Tuesday, July 24, 2018

This is why we're working on Basis.

Here's a very interesting graph of game install/on-device sizes from The Cost of Games:


This is a *log* graph. Notice the overall trend. Most of this data is texture data.

And so this is why our product is so valuable.

Thursday, July 12, 2018

A little ETC1S history

I've been talking about ETC1S for several years. I removed some of my earlier posts (to prevent others from stealing our work - which does happen) but they are here:
https://web.archive.org/web/20160913170247/http://richg42.blogspot.com/

We also covered our work with ETC1S and a universal texture format at CppCon 2016:

Just in case there's any confusion, we shipped our first ETC1S encoder to Netflix early last year, and developed all the universal stuff from 2016-early 2018.

Sunday, July 8, 2018

Basis status update

I sent this as a reply to someone by email, but it makes a good blog post too. Here's what Basis does today right now (i.e. this is what we ship for OSX/Windows/Linux):

1. RDO BC1-5: Like crunch's, slower but higher quality/smaller files (supports up to 32K codebooks, LZ-specific RDO optimizations - crunch is limited to only 8K codebooks, no LZ RDO)

This competes against crunch's original BC1-5 RDO solution, which is extremely fast (I wrote it for max speed) but lower quality for same bitrate.

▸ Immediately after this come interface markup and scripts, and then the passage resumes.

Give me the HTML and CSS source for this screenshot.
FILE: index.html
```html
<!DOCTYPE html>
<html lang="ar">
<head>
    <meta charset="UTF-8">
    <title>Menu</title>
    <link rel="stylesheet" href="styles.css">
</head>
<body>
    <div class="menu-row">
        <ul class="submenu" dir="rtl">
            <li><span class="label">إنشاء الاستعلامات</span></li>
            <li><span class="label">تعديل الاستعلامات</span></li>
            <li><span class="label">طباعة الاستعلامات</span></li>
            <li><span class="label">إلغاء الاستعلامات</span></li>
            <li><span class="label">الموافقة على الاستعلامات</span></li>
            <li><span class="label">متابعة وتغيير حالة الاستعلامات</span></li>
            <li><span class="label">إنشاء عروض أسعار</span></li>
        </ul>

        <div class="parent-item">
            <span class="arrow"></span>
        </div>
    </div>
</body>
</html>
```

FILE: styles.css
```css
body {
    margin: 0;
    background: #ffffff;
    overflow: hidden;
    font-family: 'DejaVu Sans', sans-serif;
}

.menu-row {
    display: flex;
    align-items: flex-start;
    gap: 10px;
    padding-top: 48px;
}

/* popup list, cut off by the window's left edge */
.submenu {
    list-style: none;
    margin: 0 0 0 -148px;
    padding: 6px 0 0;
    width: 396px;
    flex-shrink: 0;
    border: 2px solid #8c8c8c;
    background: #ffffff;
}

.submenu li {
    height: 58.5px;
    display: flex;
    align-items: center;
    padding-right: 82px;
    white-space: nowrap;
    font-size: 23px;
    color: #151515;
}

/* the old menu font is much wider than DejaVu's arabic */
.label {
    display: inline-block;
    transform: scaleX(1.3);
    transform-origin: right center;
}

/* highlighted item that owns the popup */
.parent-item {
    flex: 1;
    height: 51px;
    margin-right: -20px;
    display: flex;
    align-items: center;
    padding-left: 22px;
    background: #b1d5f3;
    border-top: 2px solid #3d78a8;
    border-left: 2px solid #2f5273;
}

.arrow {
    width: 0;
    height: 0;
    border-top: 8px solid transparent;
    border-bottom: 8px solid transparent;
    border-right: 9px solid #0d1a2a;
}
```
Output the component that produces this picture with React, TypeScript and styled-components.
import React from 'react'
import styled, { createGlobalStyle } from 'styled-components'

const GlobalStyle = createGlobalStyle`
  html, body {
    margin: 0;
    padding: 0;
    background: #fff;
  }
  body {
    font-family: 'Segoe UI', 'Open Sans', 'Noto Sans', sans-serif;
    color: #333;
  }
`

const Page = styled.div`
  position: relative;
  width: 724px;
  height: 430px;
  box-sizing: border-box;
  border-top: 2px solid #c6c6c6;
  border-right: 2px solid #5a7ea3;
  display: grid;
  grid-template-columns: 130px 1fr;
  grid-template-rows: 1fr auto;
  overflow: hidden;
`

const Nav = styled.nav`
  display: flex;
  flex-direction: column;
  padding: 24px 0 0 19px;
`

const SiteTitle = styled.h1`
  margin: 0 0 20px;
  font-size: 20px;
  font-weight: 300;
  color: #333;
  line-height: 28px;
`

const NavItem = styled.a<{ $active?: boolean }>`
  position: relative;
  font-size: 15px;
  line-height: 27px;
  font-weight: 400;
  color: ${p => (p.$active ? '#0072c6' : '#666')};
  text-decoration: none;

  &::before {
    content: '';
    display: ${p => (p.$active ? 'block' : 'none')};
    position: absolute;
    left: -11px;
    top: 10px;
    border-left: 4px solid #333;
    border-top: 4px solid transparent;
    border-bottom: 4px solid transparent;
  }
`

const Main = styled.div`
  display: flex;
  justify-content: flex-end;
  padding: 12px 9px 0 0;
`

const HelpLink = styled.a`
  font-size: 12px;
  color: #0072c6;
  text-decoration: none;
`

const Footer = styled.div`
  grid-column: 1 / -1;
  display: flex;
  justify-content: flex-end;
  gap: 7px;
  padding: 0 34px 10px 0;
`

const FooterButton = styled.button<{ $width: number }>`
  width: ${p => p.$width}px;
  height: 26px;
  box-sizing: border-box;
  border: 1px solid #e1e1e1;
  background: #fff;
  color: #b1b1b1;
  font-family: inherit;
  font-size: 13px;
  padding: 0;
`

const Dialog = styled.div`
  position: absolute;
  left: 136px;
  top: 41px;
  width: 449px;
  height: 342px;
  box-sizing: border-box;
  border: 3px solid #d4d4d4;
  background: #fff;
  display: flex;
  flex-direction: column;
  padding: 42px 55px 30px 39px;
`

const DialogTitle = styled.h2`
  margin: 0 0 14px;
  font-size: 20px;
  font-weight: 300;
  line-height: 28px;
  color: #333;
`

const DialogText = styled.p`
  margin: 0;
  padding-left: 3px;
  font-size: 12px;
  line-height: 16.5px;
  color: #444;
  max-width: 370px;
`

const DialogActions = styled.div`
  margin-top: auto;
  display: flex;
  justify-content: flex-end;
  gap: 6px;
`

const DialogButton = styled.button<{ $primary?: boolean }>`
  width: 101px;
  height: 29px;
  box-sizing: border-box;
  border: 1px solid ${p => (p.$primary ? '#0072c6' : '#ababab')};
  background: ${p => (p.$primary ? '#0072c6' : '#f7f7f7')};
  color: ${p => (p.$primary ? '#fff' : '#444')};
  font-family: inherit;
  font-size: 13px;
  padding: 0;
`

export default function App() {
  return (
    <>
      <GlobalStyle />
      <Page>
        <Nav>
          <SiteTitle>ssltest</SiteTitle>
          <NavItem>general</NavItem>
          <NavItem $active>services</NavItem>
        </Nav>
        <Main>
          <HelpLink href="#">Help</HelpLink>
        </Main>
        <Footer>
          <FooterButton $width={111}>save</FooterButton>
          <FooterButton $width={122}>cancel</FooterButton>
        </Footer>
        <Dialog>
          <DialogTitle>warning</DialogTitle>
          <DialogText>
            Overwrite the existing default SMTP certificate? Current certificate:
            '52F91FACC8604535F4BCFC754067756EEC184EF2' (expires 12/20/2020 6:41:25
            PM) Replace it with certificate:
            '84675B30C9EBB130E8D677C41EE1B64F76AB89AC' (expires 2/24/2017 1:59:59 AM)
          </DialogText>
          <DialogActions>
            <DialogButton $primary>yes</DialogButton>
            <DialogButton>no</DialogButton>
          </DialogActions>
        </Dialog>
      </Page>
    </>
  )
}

The decrease in bitrate for same quality completely depends on the content and the LZ codec you use, but it can be as high as 20% according to one large customer. On the other hand, for some texture's it'll only be a few percent.

crunch's RDO is limited to 8K codebooks so Basis can be used were crunch cannot due to quality concerns.

Some teams prefer fast encoding at lower quality, and some prefer higher quality (especially on normal maps) at lower speed. We basically gave away the lower quality option in crunch.

2. RDO ETC1: Up to 32K codebooks, no LZ-specific RDO optimizations yet.
Crunch doesn't support ETC1 RDO.
You could compress to ETC1 .CRN, then unpack that to .KTX, to give you a "poor man's" equivalent to direct ETC1 RDO, but you'll still be limited to 8K codebooks max (which is too low quality for many normal maps and some albedo textures).

3. .basis: universal (supports transcoding to BC1-5, BC7, PVRTC1 4bpp opaque, ETC1, more formats on the way)
crunch doesn't support this.
We provide all of the C++ decoder/transcoder source code, which builds using emscripten.

.basis started as a custom ETC1 system we wrote for Netflix, then I figured out how to make it universal. Note that I recently open sourced the key ETC1S->BC1 transcoding technique in crunch publicly (to help the Khronos universal GPU texture effort along by giving them the key info they needed to implement their own solution):

4. Non-RDO BC7: superior to ispc_texcomp's. Written in ispc.

I'm currently working on RDO BC7 and better support for PVRTC. We are building a portfolio of encoders for all the formats, as fast as we can. We're going to keep adding encoders over the next few years.

Our intention is not to compete against crunch (that's commercial suicide). I put a ton of value into crunch, and after Alexander optimized .CRN more its value went through the roof. A bunch of large teams are using it on commercial products because it works so well.